A quarantine story: a short family history of my grandpa

Xion, her sister Zuri, their dad JR and their great grandfather celebrate the blooming of the Japanese orchids they raise in East Oakland.

by Xion Abiodun

The stories of veterans do not get told often despite all the things they did for this country. I am an advocate for human life, so I am against wars of aggression. It is still important to recognize these veterans because the country would be different without them. 

My great grandpa, Cleveland Valrey, served in the army for 30+ years. He was actually one of the first Black men to be a parachutist for the U.S. Air Force. He has served in World War II, Vietnam War, Korean War and the war in the Dominican Republic. 

During the COVID quarantine I had the chance to sit down with my great grandpa and talk about his life and his upbringing. He spent a majority of his life in the military and has seen the military go from segregated to integrated. 

Xion: Why did you volunteer to be a parachutist? 

My grandpa, Cleveland Valrey: I always loved to have a new adventure. When I was in the hospital (after being shot down in a helicopter mission) there was another patient that was in the same ward as me that dared me to become one. I also loved flying toy airplanes when I was back in grade school. I like jumping out of airplanes and flying them too. 

The adrenaline in my body was always pumping. I never really got used to it but I would never dwell on what could go wrong. I was mainly focused on getting from the air to the ground without killing myself. 

Xion: How many jumps did you take?

Grandpa: I took 127 jumps, and one combat jump. Regular jumps you do for pay and a combat jump you land on top of your enemy. 

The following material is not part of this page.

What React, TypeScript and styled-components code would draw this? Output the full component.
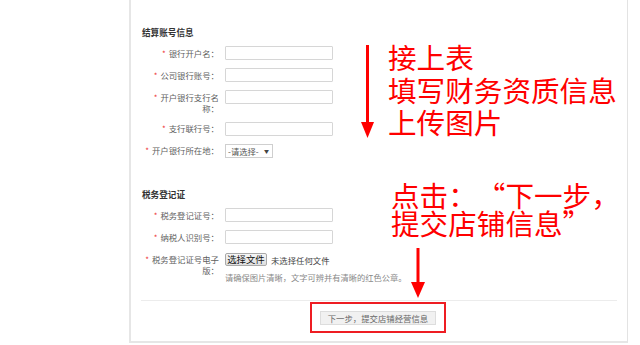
import React from "react";
import styled, { createGlobalStyle } from "styled-components";

const Global = createGlobalStyle`
  html, body { margin: 0; padding: 0; background: #fff; }
  body { font-family: "Noto Sans CJK SC", "Noto Sans", sans-serif; }
  * { box-sizing: border-box; }
`;

const Page = styled.div`
  position: relative;
  width: 640px;
  height: 345px;
  overflow: hidden;
  background: #fff;
`;

const Panel = styled.div`
  margin-left: 129px;
  width: 499px;
  height: 343px;
  border-left: 2px solid #e6e6e6;
  border-right: 1px solid #e3e3e3;
  border-bottom: 2px solid #e6e6e6;
  padding: 26px 11px 0 9px;
  display: flex;
  flex-direction: column;
`;

const Section = styled.div<{ $gapTop?: number }>`
  display: flex;
  flex-direction: column;
  margin-top: ${(p) => p.$gapTop ?? 0}px;
`;

const SectionTitle = styled.div`
  font-size: 8.6px;
  line-height: 12px;
  height: 12px;
  font-weight: 700;
  color: #333;
  padding-left: 2px;
  margin-bottom: 8px;
`;

const Rows = styled.div`
  display: flex;
  flex-direction: column;
  gap: 8px;
`;

const Row = styled.div`
  display: flex;
  align-items: flex-start;
`;

const Label = styled.div`
  width: 79px;
  padding-top: 1.5px;
  text-align: right;
  font-size: 8.4px;
  line-height: 11px;
  color: #5f5f5f;
  flex-shrink: 0;
`;

const Star = styled.span`
  color: #e33;
  margin-right: 3px;
  font-size: 8px;
`;

const Field = styled.div`
  margin-left: 6px;
  display: flex;
  flex-direction: column;
`;

const TextInput = styled.div`
  width: 108px;
  height: 14px;
  border: 1px solid #d6d6d6;
  border-radius: 1px;
  background: #fff;
`;

const Select = styled.div`
  width: 48px;
  height: 14px;
  border: 1px solid #cfcfcf;
  display: flex;
  align-items: center;
  justify-content: space-between;
  padding: 0 3px 0 2px;
  font-size: 8.3px;
  color: #555;
  background: #fff;
`;

const Caret = styled.span`
  font-size: 5px;
  color: #444;
`;

const FileLine = styled.div`
  display: flex;
  align-items: center;
  margin-top: 1px;
  gap: 4px;
`;

const FileButton = styled.div`
  width: 42px;
  height: 13px;
  border: 1px solid #a9a9a9;
  border-radius: 2px;
  background: linear-gradient(#f6f6f6, #dedede);
  font-size: 9.4px;
  line-height: 11px;
  color: #111;
  text-align: center;
`;

const FileStatus = styled.span`
  font-size: 8.4px;
  color: #444;
`;

const Hint = styled.div`
  margin-top: 6px;
  font-size: 8.25px;
  line-height: 11px;
  color: #888;
  white-space: nowrap;
`;

const Divider = styled.div`
  margin-top: 17px;
  height: 1px;
  background: #ececec;
  width: 476px;
  margin-left: 1px;
`;

const Footer = styled.div`
  display: flex;
  justify-content: center;
  margin-top: 1px;
`;

const RedFrame = styled.div`
  border: 2px solid #ee1d23;
  padding: 7px 8px 6px;
`;

const NextButton = styled.div`
  width: 116px;
  height: 14px;
  background: #f1f1f1;
  border: 1px solid #ddd;
  font-size: 8.4px;
  line-height: 12px;
  color: #666;
  text-align: center;
`;

const Note = styled.div<{ $x: number; $y: number; $lh: number }>`
  position: absolute;
  left: ${(p) => p.$x}px;
  top: ${(p) => p.$y}px;
  font-size: 28.6px;
  line-height: ${(p) => p.$lh}px;
  color: #ff0000;
  white-space: nowrap;
  font-family: "Noto Sans CJK SC", sans-serif;
`;

const Quote = styled.span<{ $side: "open" | "close" }>`
  display: inline-block;
  width: 28.6px;
  text-align: ${(p) => (p.$side === "open" ? "right" : "left")};
`;

const ArrowSvg = styled.svg<{ $x: number; $y: number }>`
  position: absolute;
  left: ${(p) => p.$x}px;
  top: ${(p) => p.$y}px;
`;

function Arrow({ x, y, h, w, head }: { x: number; y: number; h: number; w: number; head: number }) {
  const c = w / 2;
  return (
    <ArrowSvg $x={x} $y={y} width={w} height={h} viewBox={`0 0 ${w} ${h}`}>
      <rect x={c - 1.5} y={0} width={3} height={h - head + 1} fill="#ff0000" />
      <polygon points={`0,${h - head} ${w},${h - head} ${c},${h}`} fill="#ff0000" />
    </ArrowSvg>
  );
}

type RowDef = { label: string; kind: "input" | "select" };

const bankRows: RowDef[] = [
  { label: "银行开户名：", kind: "input" },
  { label: "公司银行账号：", kind: "input" },
  { label: "开户银行支行名称：", kind: "input" },
  { label: "支行联行号：", kind: "input" },
  { label: "开户银行所在地：", kind: "select" },
];

const taxRows: RowDef[] = [
  { label: "税务登记证号：", kind: "input" },
  { label: "纳税人识别号：", kind: "input" },
];

function FormRow({ label, kind }: RowDef) {
  return (
    <Row>
      <Label>
        <Star>*</Star>
        {label}
      </Label>
      <Field>
        {kind === "input" ? (
          <TextInput />
        ) : (
          <Select>
            <span>-请选择-</span>
            <Caret>▼</Caret>
          </Select>
        )}
      </Field>
    </Row>
  );
}

export default function App() {
  return (
    <>
      <Global />
      <Page>
        <Panel>
          <Section>
            <SectionTitle>结算账号信息</SectionTitle>
            <Rows>
              {bankRows.map((r) => (
                <FormRow key={r.label} {...r} />
              ))}
            </Rows>
          </Section>
          <Section $gapTop={30.5}>
            <SectionTitle>税务登记证</SectionTitle>
            <Rows>
              {taxRows.map((r) => (
                <FormRow key={r.label} {...r} />
              ))}
              <Row>
                <Label>
                  <Star>*</Star>
                  税务登记证号电子版：
                </Label>
                <Field>
                  <FileLine>
                    <FileButton>选择文件</FileButton>
                    <FileStatus>未选择任何文件</FileStatus>
                  </FileLine>
                  <Hint>请确保图片清晰，文字可辨并有清晰的红色公章。</Hint>
                </Field>
              </Row>
            </Rows>
          </Section>
          <Divider />
          <Footer>
            <RedFrame>
              <NextButton>下一步，提交店铺经营信息</NextButton>
            </RedFrame>
          </Footer>
        </Panel>
        <Arrow x={361} y={45} w={13} h={93} head={16} />
        <Note $x={388} $y={41} $lh={32.5}>
          接上表
          <br />
          填写财务资质信息
          <br />
          上传图片
        </Note>
        <Note $x={391} $y={181} $lh={28}>
          点击：<Quote $side="open">“</Quote>下一步，
          <br />
          提交店铺信息<Quote $side="close">”</Quote>
        </Note>
        <Arrow x={411} y={248} w={14} h={50} head={16} />
      </Page>
    </>
  );
}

My great grandfather was 20 years old when this photo was taken, in June of 1951 in Osaka, Japan, at the 279th Hospital after he was wounded in ground combat, shot in the right leg in Korea. 

Xion: What was going through your head the first time you jumped?

Grandpa: The adrenaline in my body was always pumping. I never really got used to it but I would never dwell on what could go wrong. I was mainly focused on getting from the air to the ground without killing myself. 

Xion: When did the military become integrated?

Grandpa: President Truman signed the order in 1947 to integrate the services. The services were not fully integrated until 1950. It took a long time because there was a lot of resistance in the army’s hierarchy. 

Xion: Did the military pay you extra for parachuting?

Grandpa: The military did pay me extra. That is another reason I started parachuting. They paid a hazardous duty fee. 

Xion: Were you surprised to hear that the production company wanted to make a movie about your experience in the army? 

Grandpa: No, I was not surprised, because it is a market for my experience. Any time there is a market for something, somebody will find a way to exploit it. 

Taken in December 1950, this is a photo of the 2nd Ranger Company (Airborne), the first, last and only all-Black ranger company in the history of the United States. They had travelled from Fort Benning, Georgia, to Pittsburg, California’s Camp Stoneman, to Fort Mason in San Francisco, then to Korea to fight in the Korean War. Cleveland Valrey, my great grandfather, is on the lower right side of the photo.

Xion: Did you personally know any of the other men that were telling their story in “Brother Ranger”? 

Grandpa: I know the men in the movie of course; we were all in the same company. We all went through the training in Georgia together; we took the train ride from Georgia to California together. We also went into combat together. 

Over this quarantine I have been learning a lot about my grandfather and his experiences in the army. It is a blessing that he is still alive to tell me these stories today.